[What is being asked] All of the material should be reproduced exactly, with pictures left out.
# # # #
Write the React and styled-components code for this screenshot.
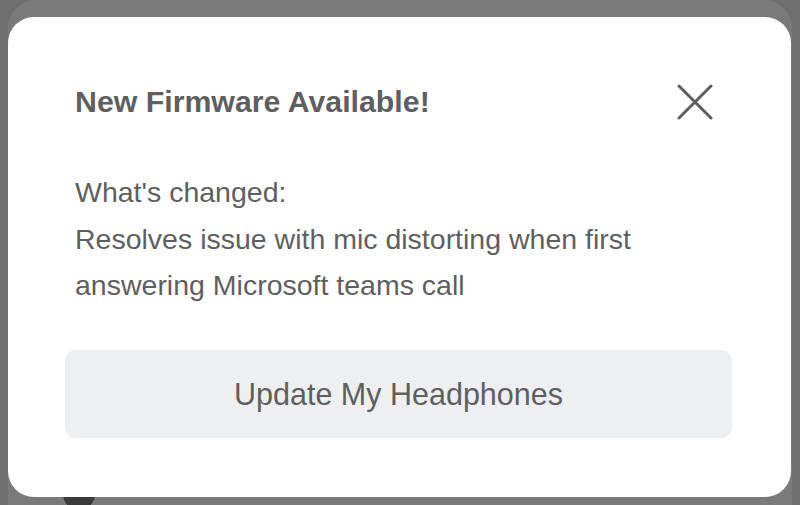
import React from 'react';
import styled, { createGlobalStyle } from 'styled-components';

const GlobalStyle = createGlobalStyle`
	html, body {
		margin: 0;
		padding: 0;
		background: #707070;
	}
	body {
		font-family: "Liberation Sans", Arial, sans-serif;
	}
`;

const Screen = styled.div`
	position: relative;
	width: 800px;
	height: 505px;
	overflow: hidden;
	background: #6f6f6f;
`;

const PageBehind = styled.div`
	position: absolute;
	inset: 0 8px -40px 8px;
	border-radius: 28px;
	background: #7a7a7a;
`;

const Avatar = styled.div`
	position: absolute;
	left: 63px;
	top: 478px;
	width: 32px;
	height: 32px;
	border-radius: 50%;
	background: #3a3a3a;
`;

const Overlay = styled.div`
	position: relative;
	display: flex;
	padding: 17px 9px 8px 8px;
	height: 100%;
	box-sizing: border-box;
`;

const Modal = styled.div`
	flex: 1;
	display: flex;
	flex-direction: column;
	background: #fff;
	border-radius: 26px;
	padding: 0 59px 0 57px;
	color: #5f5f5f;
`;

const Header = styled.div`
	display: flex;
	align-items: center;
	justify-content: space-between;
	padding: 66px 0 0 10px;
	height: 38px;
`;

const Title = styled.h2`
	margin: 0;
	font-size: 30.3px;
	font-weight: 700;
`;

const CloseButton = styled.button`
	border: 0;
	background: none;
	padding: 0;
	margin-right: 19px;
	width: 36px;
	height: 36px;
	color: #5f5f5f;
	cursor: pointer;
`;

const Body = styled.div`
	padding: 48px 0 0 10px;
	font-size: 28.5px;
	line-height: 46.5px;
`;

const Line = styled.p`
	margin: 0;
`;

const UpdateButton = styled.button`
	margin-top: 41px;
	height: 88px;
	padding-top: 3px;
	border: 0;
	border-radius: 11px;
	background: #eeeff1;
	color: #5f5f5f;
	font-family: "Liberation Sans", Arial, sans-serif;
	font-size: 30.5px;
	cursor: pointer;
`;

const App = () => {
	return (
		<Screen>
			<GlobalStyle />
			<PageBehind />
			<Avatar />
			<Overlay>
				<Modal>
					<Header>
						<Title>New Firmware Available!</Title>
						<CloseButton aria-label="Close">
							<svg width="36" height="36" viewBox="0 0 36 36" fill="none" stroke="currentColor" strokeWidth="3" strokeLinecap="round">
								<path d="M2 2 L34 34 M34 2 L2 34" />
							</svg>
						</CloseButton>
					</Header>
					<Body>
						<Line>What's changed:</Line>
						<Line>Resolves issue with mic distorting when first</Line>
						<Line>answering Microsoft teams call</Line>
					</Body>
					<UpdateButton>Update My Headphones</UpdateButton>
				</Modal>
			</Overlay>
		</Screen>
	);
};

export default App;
# # # #
[Answer]
Write the React and styled-components code for this screenshot.
import React from 'react';
import styled, { createGlobalStyle } from 'styled-components';

const GlobalStyle = createGlobalStyle`
	html, body {
		margin: 0;
		padding: 0;
		background: #707070;
	}
	body {
		font-family: "Liberation Sans", Arial, sans-serif;
	}
`;

const Screen = styled.div`
	position: relative;
	width: 800px;
	height: 505px;
	overflow: hidden;
	background: #6f6f6f;
`;

const PageBehind = styled.div`
	position: absolute;
	inset: 0 8px -40px 8px;
	border-radius: 28px;
	background: #7a7a7a;
`;

const Avatar = styled.div`
	position: absolute;
	left: 63px;
	top: 478px;
	width: 32px;
	height: 32px;
	border-radius: 50%;
	background: #3a3a3a;
`;

const Overlay = styled.div`
	position: relative;
	display: flex;
	padding: 17px 9px 8px 8px;
	height: 100%;
	box-sizing: border-box;
`;

const Modal = styled.div`
	flex: 1;
	display: flex;
	flex-direction: column;
	background: #fff;
	border-radius: 26px;
	padding: 0 59px 0 57px;
	color: #5f5f5f;
`;

const Header = styled.div`
	display: flex;
	align-items: center;
	justify-content: space-between;
	padding: 66px 0 0 10px;
	height: 38px;
`;

const Title = styled.h2`
	margin: 0;
	font-size: 30.3px;
	font-weight: 700;
`;

const CloseButton = styled.button`
	border: 0;
	background: none;
	padding: 0;
	margin-right: 19px;
	width: 36px;
	height: 36px;
	color: #5f5f5f;
	cursor: pointer;
`;

const Body = styled.div`
	padding: 48px 0 0 10px;
	font-size: 28.5px;
	line-height: 46.5px;
`;

const Line = styled.p`
	margin: 0;
`;

const UpdateButton = styled.button`
	margin-top: 41px;
	height: 88px;
	padding-top: 3px;
	border: 0;
	border-radius: 11px;
	background: #eeeff1;
	color: #5f5f5f;
	font-family: "Liberation Sans", Arial, sans-serif;
	font-size: 30.5px;
	cursor: pointer;
`;

const App = () => {
	return (
		<Screen>
			<GlobalStyle />
			<PageBehind />
			<Avatar />
			<Overlay>
				<Modal>
					<Header>
						<Title>New Firmware Available!</Title>
						<CloseButton aria-label="Close">
							<svg width="36" height="36" viewBox="0 0 36 36" fill="none" stroke="currentColor" strokeWidth="3" strokeLinecap="round">
								<path d="M2 2 L34 34 M34 2 L2 34" />
							</svg>
						</CloseButton>
					</Header>
					<Body>
						<Line>What's changed:</Line>
						<Line>Resolves issue with mic distorting when first</Line>
						<Line>answering Microsoft teams call</Line>
					</Body>
					<UpdateButton>Update My Headphones</UpdateButton>
				</Modal>
			</Overlay>
		</Screen>
	);
};

export default App;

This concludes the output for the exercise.